A scene from Village Players’ “You Can’t Take It With You.”

Jhenai Mootz, Bryan Wakefield, Josh Wintersteen, Zoe Palko and James Turano, from left, in Village Players’ hilarious “You Can’t Take It With You.”

I’ve noted before that hard times evoke nostalgia in theater directors, but George S. Kaufman and Moss Hart’s “You Can’t Take It With You” needs no such impetus to be worth a revival.

Although this 1937 Pulitzer Prize winner certainly shows its origins in the Great Depression, “You Can’t Take It With You” is one of the funniest and most endearing plays of the 20th century, and it remains hilarious. Everyone should know this play.
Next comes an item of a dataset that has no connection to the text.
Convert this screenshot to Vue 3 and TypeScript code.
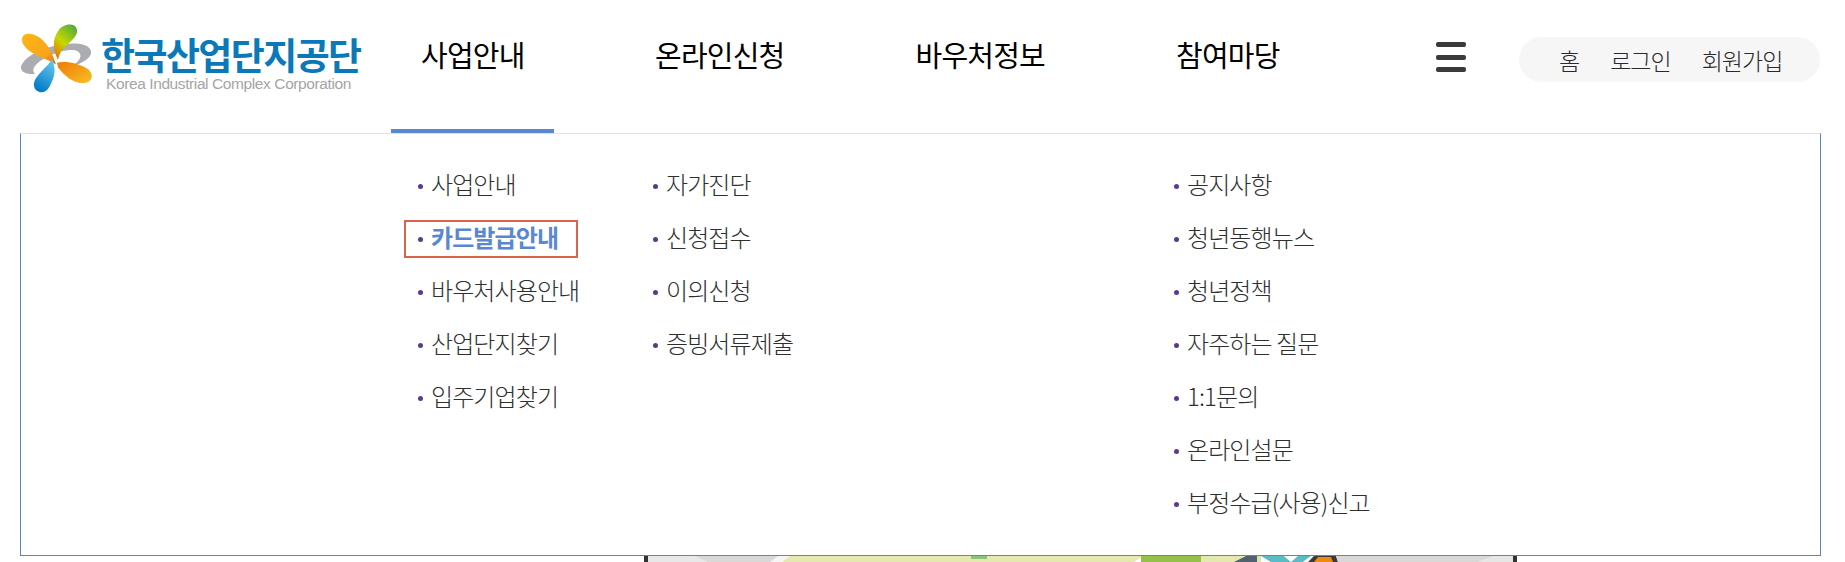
<script setup lang="ts">
const tabs = ['사업안내', '온라인신청', '바우처정보', '참여마당']
const columns = [
  { width: 235, items: ['사업안내', '카드발급안내', '바우처사용안내', '산업단지찾기', '입주기업찾기'] },
  { width: 521, items: ['자가진단', '신청접수', '이의신청', '증빙서류제출'] },
  { width: 300, items: ['공지사항', '청년동행뉴스', '청년정책', '자주하는 질문', '1:1문의', '온라인설문', '부정수급(사용)신고'] },
]
const petals = [
  { d: 'M47 2 C56 0 60 8 55 15 C49 23 40 28 38 40 C33 30 32 18 38 9 C40 5 43 3 47 2 Z', fill: 'url(#pg)' },
  { d: 'M3 14 C8 9 18 13 24 20 C30 27 33 35 36 45 C26 38 13 35 6 27 C2 22 1 18 3 14 Z', fill: 'url(#po)' },
  { d: 'M37 43 C47 41 59 44 68 50 C74 55 73 64 64 65 C54 66 45 58 38 48 Z', fill: 'url(#po2)' },
  { d: 'M32 39 C37 51 34 60 29 70 C25 78 15 76 14 68 C13 58 26 50 32 39 Z', fill: 'url(#pb)' },
]
const photoShapes = [
  { points: '0,0 46,0 60,6 0,6', fill: '#e8e8e8' },
  { points: '46,0 138,0 122,6 60,6', fill: '#d9d8d6' },
  { points: '130,0 142,0 134,6 122,6', fill: '#f6f6f4' },
  { points: '142,0 495,0 486,6 134,6', fill: '#e5e9b0' },
  { points: '323,0 339,0 339,3 323,3', fill: '#8dc27a' },
  { points: '493,0 553,0 553,6 493,6', fill: '#95c04a' },
  { points: '553,0 598,0 586,6 553,6', fill: '#e5e9b0' },
  { points: '598,0 609,0 609,6 586,6', fill: '#4f6270' },
  { points: '609,0 613,0 613,6 609,6', fill: '#dfe3b0' },
  { points: '613,0 636,0 643,6 623,6', fill: '#5bbcc6' },
  { points: '636,0 650,0 643,6', fill: '#ffffff' },
  { points: '650,0 663,0 655,6 643,6', fill: '#5bbcc6' },
  { points: '663,0 688,0 688,6 655,6', fill: '#ffffff' },
  { points: '666,0 688,0 690,6 660,6', fill: '#3a3a3a' },
  { points: '670,1 683,1 685,6 666,6', fill: '#ee8a10' },
  { points: '688,0 846,0 830,6 690,6', fill: '#d9d8d6' },
  { points: '846,0 868,0 868,6 830,6', fill: '#e6e6e4' },
]
</script>

<template>
  <div class="page">
    <header class="header">
      <a class="logo">
        <svg class="mark" viewBox="0 0 76 78" preserveAspectRatio="none" aria-hidden="true">
          <defs>
            <linearGradient id="pg" x1="0.8" y1="0" x2="0.2" y2="1"><stop offset="0" stop-color="#54ab3c" /><stop offset="0.55" stop-color="#c5d800" /><stop offset="1" stop-color="#ec6f00" /></linearGradient>
            <linearGradient id="po" x1="0" y1="0" x2="1" y2="1"><stop offset="0" stop-color="#fbb715" /><stop offset="0.7" stop-color="#f9a51a" /><stop offset="1" stop-color="#d96a10" /></linearGradient>
            <linearGradient id="po2" x1="0" y1="0" x2="1" y2="1"><stop offset="0" stop-color="#ed7a05" /><stop offset="1" stop-color="#fbbf24" /></linearGradient>
            <linearGradient id="pb" x1="0.7" y1="0" x2="0.3" y2="1"><stop offset="0" stop-color="#62c6ee" /><stop offset="1" stop-color="#0078c4" /></linearGradient>
          </defs>
          <path d="M1 47 C5 36 22 26 44 23 C58 21 70 23 71 31 C72 38 62 44 52 47 C60 41 63 35 58 31 C50 26 30 33 18 43 C13 48 12 52 15 55 C7 56 0 53 1 47 Z" fill="#abacb1" />
          <path v-for="(petal, i) in petals" :key="i" :d="petal.d" :fill="petal.fill" />
        </svg>
        <span class="logo-text">
          <strong>한국산업단지공단</strong>
          <small>Korea Industrial Complex Corporation</small>
        </span>
      </a>

      <nav class="tabs">
        <a v-for="(tab, i) in tabs" :key="tab" class="tab" :class="{ active: i === 0 }">{{ tab }}</a>
      </nav>

      <button class="menu" aria-label="전체메뉴"><i /><i /><i /></button>

      <div class="utility">
        <a>홈</a>
        <a>로그인</a>
        <a>회원가입</a>
      </div>
    </header>

    <section class="panel">
      <ul v-for="(col, c) in columns" :key="c" class="column" :style="{ width: col.width + 'px' }">
        <li v-for="item in col.items" :key="item" class="item" :class="{ current: item === '카드발급안내' }">
          <span>{{ item }}</span>
        </li>
      </ul>
    </section>

    <svg class="photo" viewBox="0 0 865 6" preserveAspectRatio="none" aria-hidden="true">
      <polygon v-for="(shape, i) in photoShapes" :key="i" :points="shape.points" :fill="shape.fill" />
    </svg>
  </div>
</template>

<style>
html, body { margin: 0; background: #fff; overflow: hidden; }
</style>

<style scoped>
.page {
  width: 1845px;
  height: 562px;
  overflow: hidden;
  font-family: "Noto Sans CJK KR", "Noto Sans", sans-serif;
  color: #333;
}
.header {
  height: 133px;
  display: flex;
  align-items: flex-start;
  box-sizing: border-box;
}
.logo {
  width: 391px;
  height: 100px;
  padding: 23px 0 0 20px;
  box-sizing: border-box;
  display: flex;
  gap: 5px;
}
.mark { width: 76px; height: 72px; flex: none; }
.logo-text { display: flex; flex-direction: column; }
.logo-text strong {
  font-size: 37px;
  line-height: 40px;
  font-weight: 700;
  color: #0b79b8;
  letter-spacing: -1.6px;
  margin-top: 11px;
  white-space: nowrap;
}
.logo-text small {
  font-family: "Liberation Sans", sans-serif;
  font-size: 15.5px;
  line-height: 16px;
  color: #a5a5a5;
  letter-spacing: -0.4px;
  margin-left: 5px;
  margin-top: 2px;
  white-space: nowrap;
}
.tabs { display: flex; width: 1045px; }
.tab {
  width: 260.5px;
  height: 133px;
  padding: 34px 0 0 30px;
  box-sizing: border-box;
  font-size: 29px;
  line-height: 40px;
  font-weight: 400;
  letter-spacing: -0.8px;
  color: #000;
  white-space: nowrap;
}
.tab.active {
  width: 163px;
  margin-right: 71px;
  border-bottom: 4px solid #5a87d2;
}
.menu {
  width: 30px;
  height: 30px;
  margin: 42px 0 0 0;
  padding: 0;
  border: 0;
  background: none;
  display: flex;
  flex-direction: column;
  justify-content: space-between;
}
.menu i { display: block; height: 5px; border-radius: 2px; background: #3a3a3a; }
.utility {
  margin: 37px 0 0 53px;
  width: 301px;
  height: 45px;
  box-sizing: border-box;
  border-radius: 23px;
  background: #f6f6f6;
  display: flex;
  align-items: center;
  padding-left: 40px;
  gap: 31px;
  font-size: 23px;
  font-weight: 300;
  letter-spacing: -1px;
  color: #2a2a2a;
  white-space: nowrap;
}
.panel {
  width: 1801px;
  height: 423px;
  margin-left: 20px;
  box-sizing: border-box;
  background: #fff;
  border: 1px solid #5a87c8;
  border-top-color: #e2e2e2;
  padding: 23px 0 0 396px;
  display: flex;
}
.column { list-style: none; margin: 0; padding: 0; }
.item {
  height: 53px;
  display: flex;
  align-items: center;
  font-size: 24px;
  font-weight: 300;
  letter-spacing: -0.9px;
  color: #2f2f2f;
  white-space: nowrap;
  padding-left: 14px;
  position: relative;
}
.item::before {
  content: "";
  position: absolute;
  left: 1px;
  top: 27px;
  width: 5px;
  height: 5px;
  border-radius: 50%;
  background: #5b3a8c;
}
.item.current { color: #5a87d2; font-weight: 700; }
.item.current::after {
  content: "";
  position: absolute;
  left: -13px;
  top: 10px;
  box-sizing: border-box;
  width: 174px;
  height: 38px;
  border: 2px solid #d9644a;
}
.photo {
  display: block;
  margin-left: 644px;
  width: 873px;
  height: 6px;
  box-sizing: border-box;
  border-left: 4px solid #333;
  border-right: 4px solid #333;
}
</style>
If you haven’t seen it, take advantage of Village Players’ fine production in Oak Park.

The story follows the eccentric Sycamore family. Martin Vanderhof (Paul Tinsley), the retired patriarch, spends his days going to college commencements and collecting snakes. His daughter, Penelope (Judith Laughlin), has spent the past eight years engaged in writing never-finished plays. Penny’s husband, Paul Sycamore (Errol McLendon), manufactures fireworks in the basement with help from the family’s lodger, Mr. DePinna (Eric Cowgill). Housekeeper Rheba (Elana Elyce), serves up dinners of corn flakes and watermelon and entertains her boyfriend, Donald (Ronaldo Coxon), overnight.

Granddaughter Essie (Zoe Palko), makes candies for sale but spends every spare moment practicing, unsuccessfully, to be a ballerina. As her boisterous Russian dance teacher, Boris Kolenkhov (Jeff McVann), puts it, “She stinks.” Essie’s husband, Ed Carmichael (Josh Wintersteen), prints up unlikely circulars on a hobby letterpress and plays the xylophone.

The most conventional member of the clan, granddaughter Alice (Jhenai Mootz), a secretary, is in love with her boss’s son, Tony Kirby (Bryan Wakefield), but fears her beloved but trying family won’t pass muster with his stuffy, Wall Street father (James Turano) and snobbish socialite mother (Katherine Keberlein). Also drifting through the scenes are an IRS investigator (Michael M. Jones), a couple of G-men (Jones and Anthony Collaro), a drunken actress and the Grand Duchess Olga Katrina (Courtney Boxwell).

They don’t write plays like this one anymore.

Village Players’ whole cast merits kudos for this ensemble piece. As Martin Vanderhof, Tinsley is perhaps overly laconic, but Laughlin does an especially sweet job as Penny and Palko is wonderfully zany as Essie. Coxon offers some rare comic turns as Donald, as well. Ricky Lurie’s effective period costumes deserve mention, too, particularly Essie’s absurd ballet bloomers.

A little acquaintance with 1930s popular history will enrich your experience, but is by no means required.

Village Players Theater’s ‘You Can’t Take It With You’

Theater: Village Players Performing Arts Center in Oak Park.

Showtimes: 8 p.m. Fridays and Saturdays, 3 p.m. Sundays, through Nov. 22.

Tickets: $25, $20 seniors and students.

Dining: New Rebozo Mexican Restaurant has no thematic link to the play — which makes it fit perfectly — but it’s just a few doors away so you won’t have to move the car. Allow plenty of time, though.